| MATERIAL PROVIDED |
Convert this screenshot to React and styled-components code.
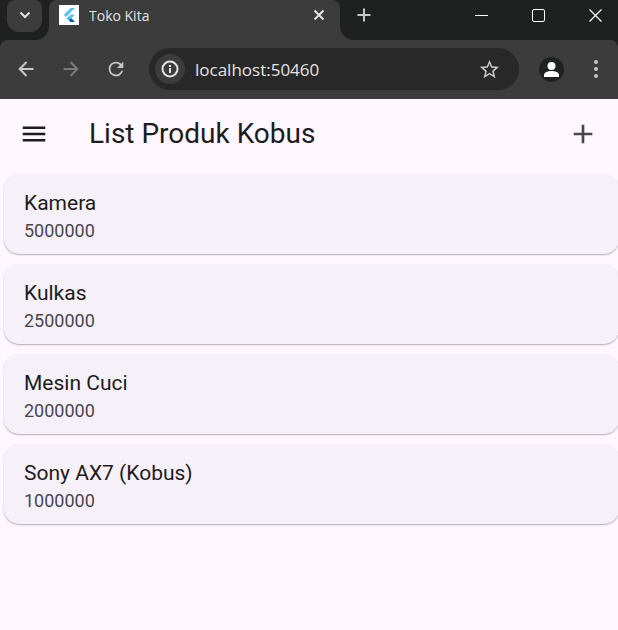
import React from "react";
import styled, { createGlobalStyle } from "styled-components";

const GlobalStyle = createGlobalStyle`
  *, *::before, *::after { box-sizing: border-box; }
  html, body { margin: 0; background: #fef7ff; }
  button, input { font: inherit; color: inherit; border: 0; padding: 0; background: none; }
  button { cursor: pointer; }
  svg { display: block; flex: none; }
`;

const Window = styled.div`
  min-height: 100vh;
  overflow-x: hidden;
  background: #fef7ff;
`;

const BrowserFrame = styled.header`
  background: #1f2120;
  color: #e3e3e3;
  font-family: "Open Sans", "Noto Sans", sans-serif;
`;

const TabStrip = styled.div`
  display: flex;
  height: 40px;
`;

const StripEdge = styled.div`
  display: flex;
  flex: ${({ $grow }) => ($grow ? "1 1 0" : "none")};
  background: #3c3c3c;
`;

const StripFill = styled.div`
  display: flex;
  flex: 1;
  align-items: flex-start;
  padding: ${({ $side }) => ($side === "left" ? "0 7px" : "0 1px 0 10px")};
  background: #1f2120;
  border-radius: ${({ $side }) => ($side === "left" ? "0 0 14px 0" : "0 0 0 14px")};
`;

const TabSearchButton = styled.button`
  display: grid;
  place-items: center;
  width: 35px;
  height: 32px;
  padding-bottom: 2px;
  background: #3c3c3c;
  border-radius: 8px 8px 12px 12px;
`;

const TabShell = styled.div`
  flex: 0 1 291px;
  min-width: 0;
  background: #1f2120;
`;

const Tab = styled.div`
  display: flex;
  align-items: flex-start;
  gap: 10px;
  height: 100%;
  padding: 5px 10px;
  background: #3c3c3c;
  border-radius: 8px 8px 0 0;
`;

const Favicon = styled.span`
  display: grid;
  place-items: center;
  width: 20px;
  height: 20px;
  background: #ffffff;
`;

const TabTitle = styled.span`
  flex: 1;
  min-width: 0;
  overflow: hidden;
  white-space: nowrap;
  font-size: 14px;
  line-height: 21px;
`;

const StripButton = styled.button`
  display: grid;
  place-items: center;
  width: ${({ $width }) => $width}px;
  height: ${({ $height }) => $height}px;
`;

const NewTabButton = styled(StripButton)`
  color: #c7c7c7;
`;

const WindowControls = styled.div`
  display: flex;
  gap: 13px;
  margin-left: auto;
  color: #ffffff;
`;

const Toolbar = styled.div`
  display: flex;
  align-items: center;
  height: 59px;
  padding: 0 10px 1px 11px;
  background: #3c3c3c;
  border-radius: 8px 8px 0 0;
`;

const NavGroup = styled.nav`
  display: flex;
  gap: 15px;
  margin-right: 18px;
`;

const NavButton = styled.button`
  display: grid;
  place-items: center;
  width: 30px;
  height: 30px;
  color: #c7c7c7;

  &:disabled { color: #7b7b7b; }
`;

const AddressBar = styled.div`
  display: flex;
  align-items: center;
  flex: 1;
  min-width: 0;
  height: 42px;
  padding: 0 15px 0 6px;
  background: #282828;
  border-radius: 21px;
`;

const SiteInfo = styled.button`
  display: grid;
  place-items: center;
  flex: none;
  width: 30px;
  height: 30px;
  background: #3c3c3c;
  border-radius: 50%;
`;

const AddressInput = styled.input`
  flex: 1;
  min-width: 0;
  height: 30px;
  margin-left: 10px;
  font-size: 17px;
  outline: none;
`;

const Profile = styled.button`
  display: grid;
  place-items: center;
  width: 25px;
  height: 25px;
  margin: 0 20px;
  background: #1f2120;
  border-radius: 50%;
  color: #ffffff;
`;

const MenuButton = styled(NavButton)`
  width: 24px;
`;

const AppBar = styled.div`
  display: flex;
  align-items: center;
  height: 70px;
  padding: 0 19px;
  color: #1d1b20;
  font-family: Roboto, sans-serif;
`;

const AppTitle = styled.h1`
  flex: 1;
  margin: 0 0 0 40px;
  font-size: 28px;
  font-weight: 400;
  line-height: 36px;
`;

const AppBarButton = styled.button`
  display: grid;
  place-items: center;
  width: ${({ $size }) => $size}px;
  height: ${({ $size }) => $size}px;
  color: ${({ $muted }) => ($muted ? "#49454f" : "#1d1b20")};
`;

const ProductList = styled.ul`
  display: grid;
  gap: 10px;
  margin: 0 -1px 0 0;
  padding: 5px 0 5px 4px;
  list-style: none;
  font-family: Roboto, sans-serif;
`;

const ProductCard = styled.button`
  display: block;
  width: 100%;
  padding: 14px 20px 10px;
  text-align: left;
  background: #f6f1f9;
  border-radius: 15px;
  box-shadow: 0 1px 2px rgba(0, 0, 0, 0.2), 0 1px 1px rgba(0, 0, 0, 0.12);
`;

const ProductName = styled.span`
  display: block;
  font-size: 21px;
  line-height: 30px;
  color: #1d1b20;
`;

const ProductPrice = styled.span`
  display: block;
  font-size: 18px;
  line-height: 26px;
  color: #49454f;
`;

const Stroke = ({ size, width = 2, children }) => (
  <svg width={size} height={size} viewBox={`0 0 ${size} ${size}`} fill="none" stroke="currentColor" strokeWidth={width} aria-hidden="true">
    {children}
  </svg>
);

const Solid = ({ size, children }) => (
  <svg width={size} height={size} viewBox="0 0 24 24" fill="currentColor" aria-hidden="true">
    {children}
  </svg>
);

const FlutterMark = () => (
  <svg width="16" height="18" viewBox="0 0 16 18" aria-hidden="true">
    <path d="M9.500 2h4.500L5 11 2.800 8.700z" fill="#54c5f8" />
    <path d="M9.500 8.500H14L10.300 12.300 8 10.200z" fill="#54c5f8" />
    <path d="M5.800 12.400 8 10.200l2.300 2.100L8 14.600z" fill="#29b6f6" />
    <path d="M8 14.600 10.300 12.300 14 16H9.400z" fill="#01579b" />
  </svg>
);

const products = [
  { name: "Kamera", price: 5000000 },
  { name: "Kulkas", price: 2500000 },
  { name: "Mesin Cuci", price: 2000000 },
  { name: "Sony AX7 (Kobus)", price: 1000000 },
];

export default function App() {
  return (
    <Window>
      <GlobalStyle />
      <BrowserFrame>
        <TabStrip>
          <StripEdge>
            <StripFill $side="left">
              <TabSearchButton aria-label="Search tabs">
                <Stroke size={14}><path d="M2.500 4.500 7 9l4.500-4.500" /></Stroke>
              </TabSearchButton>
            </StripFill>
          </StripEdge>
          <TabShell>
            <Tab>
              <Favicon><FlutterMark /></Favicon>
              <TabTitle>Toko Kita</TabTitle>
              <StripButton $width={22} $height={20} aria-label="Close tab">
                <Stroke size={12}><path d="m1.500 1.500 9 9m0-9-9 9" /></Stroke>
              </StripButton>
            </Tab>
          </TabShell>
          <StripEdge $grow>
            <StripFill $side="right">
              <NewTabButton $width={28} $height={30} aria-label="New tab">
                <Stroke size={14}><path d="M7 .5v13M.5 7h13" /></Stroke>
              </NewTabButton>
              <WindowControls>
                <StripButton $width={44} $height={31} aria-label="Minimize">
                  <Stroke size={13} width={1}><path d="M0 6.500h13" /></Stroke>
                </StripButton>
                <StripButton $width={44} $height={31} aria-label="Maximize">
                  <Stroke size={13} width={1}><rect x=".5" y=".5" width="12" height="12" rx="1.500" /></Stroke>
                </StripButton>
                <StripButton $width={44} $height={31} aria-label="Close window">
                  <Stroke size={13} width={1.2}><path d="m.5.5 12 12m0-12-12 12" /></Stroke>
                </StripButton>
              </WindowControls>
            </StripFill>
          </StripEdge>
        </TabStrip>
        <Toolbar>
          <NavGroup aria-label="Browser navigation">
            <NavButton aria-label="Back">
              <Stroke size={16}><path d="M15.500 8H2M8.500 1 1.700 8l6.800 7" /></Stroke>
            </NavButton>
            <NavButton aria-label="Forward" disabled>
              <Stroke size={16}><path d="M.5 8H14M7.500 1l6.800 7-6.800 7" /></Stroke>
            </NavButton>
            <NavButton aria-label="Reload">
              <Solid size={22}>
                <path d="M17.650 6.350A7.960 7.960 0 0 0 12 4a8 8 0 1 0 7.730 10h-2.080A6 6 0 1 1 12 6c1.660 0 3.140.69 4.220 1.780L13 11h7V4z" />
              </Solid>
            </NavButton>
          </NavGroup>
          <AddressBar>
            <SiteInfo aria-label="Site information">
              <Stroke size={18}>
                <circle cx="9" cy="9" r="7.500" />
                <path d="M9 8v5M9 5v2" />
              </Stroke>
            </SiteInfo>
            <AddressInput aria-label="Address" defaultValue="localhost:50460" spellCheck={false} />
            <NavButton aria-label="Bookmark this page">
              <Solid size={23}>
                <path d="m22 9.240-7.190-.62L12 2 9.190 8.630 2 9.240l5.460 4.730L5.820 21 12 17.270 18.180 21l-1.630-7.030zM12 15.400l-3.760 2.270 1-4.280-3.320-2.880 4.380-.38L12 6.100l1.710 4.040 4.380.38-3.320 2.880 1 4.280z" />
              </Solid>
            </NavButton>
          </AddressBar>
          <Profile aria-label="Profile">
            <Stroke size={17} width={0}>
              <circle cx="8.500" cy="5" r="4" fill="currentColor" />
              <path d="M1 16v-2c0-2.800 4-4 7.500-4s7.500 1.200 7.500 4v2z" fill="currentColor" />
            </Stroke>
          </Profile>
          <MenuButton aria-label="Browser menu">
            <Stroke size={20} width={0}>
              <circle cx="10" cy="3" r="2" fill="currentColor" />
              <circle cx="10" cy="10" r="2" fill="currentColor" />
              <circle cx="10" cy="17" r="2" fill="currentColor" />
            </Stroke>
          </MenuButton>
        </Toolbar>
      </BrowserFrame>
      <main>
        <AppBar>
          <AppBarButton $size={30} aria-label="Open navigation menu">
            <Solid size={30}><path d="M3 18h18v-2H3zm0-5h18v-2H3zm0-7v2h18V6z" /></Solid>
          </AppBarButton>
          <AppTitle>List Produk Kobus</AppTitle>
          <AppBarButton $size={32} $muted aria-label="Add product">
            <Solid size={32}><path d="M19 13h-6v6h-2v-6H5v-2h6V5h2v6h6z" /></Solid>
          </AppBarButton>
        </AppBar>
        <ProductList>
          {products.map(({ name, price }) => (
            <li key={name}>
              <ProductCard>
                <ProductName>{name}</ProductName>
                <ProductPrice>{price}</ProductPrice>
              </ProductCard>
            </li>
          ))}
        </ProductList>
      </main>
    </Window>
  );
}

| INSTRUCTION |
Gather and return every line that holds the string "components".

| FINISHED EXERCISE |
Convert this screenshot to React and styled-components code.
import styled, { createGlobalStyle } from "styled-components";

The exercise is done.